PRESIDENTIAL CAMPAIGN Kerry blasts lapse of weapons ban
President Bush's focus today on the campaign trail is health care.
COMBINED DISPATCHES
WASHINGTON -- John Kerry is criticizing President Bush for letting a decade-long ban on assault weapons expire while unveiling his own $5 billion plan to fight crime.
"George Bush made a choice today," the president's Democratic challenger said in remarks prepared for a Washington audience today. "He chose his powerful friends in the gun lobby over the police officers and the families he promised to protect."
Republican leaders in Congress said last week they have no plans to renew the 1994 ban on 19 types of military-style assault weapons, even as some law enforcement officials encouraged them to keep the prohibition alive.
Kerry also faulted Bush for proposing deep cuts to the Community Oriented Policing Services program, known as COPS, which the Massachusetts senator pushed to passage 10 years ago. The program provides grants to state and local agencies to hire police officers.

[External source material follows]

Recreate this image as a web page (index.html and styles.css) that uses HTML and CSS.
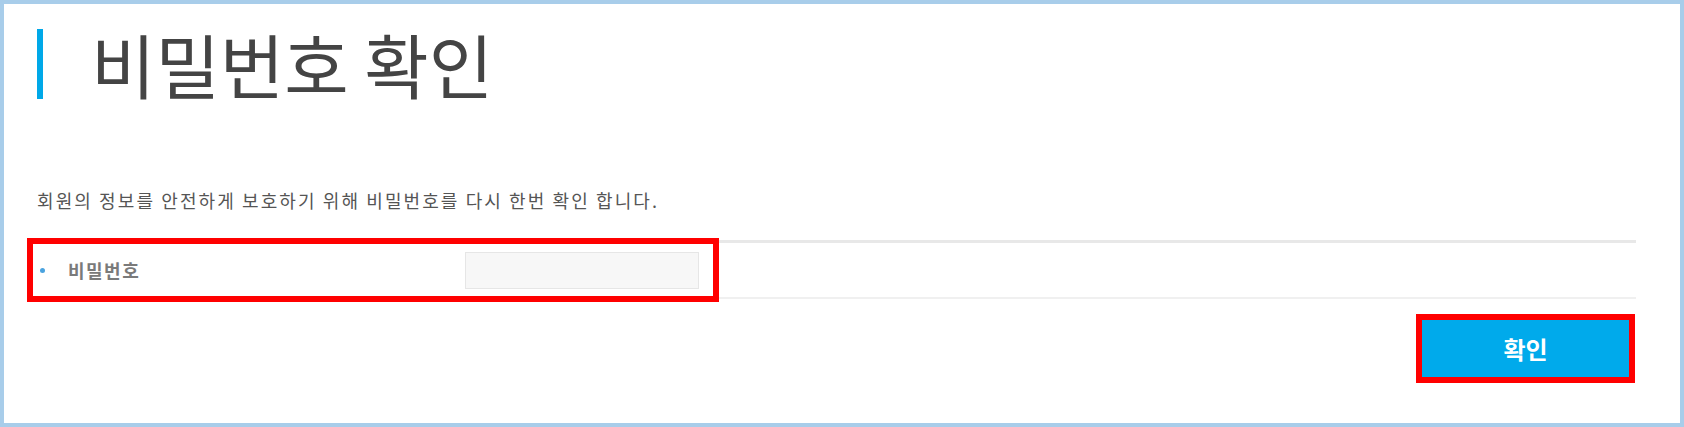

Bush proposed cutting it from $482 million to $97 million next year.
Second Amendment rights
Kerry said renewing the assault weapons ban would not interfere with the Second Amendment rights of gun owners. The Democrat was appearing with gun control activist Sarah Brady, whose husband, Jim Brady, was shot in the 1981 assassination attempt on President Reagan.
"Let me be very clear. I support the Second Amendment. I've been a hunter all my life," Kerry said. "But I don't think we need to make the job of terrorists any easier."
Bush-Cheney campaign spokesman Steve Schmidt said, "Senator Kerry has spent his entire 20-year career in the U.S. Senate fighting against Second Amendment rights."
Kerry was also outlining a $5 billion, 10-year anti-crime agenda, paid for by a routine extension of customs fees already included in numerous pending bills.
On health care, Bush says he stands with the doctors and Americans who are struggling to find affordable medical services. Kerry says Bush has stood idle as medical bills have skyrocketed during his presidency.
Bush campaign stops
It's health care that Bush stresses today in Muskegon, Mich., a Democratic stronghold that is the first of a three-stop bus tour through Michigan. Bush also is visiting Holland, Mich., where voters are more supportive of Republican candidates, and Battle Creek, Mich., a swing area of the state that Bush lost to Al Gore in 2000.
"He'll focus on his vision for strengthening health care, vs. John Kerry's view of putting government in charge and shifting the costs to taxpayers after the government has been put in charge," Bush campaign spokesman Scott Stanzel said Sunday.
"The president has a different view, in that he wants to strengthen the patient-doctor relationship and put more control in the hands of consumers," the spokesman said.
Bush says small businesses ought to be allowed to pool resources to buy health insurance at discounts available to large companies. He also favors expanding health saving accounts and plans to propose a tax credit to help poor families and individuals to buy health coverage. Further, he wants to ensure that each of America's poorest communities has a health center to serve the underprivileged.
Liability issue
In addition, Bush has called for a medical liability overhaul that will speed damages to those injured through malpractice and help keep insurance premiums within the reach of good doctors. He rarely misses an opportunity on the campaign trail to note that Kerry's running mate, Sen. John Edwards, earned millions as a trial attorney before turning to politics.
Kerry worked last week to turn the campaign focus to health-care issues. At a round-table discussion in Des Moines, Iowa, he cited a new report showing a double-digit increase in insurance premiums for the fourth year in a row. He also noted that monthly premiums for the part of Medicare that pays for doctor visits and most other nonhospital expenses is going up 17 percent.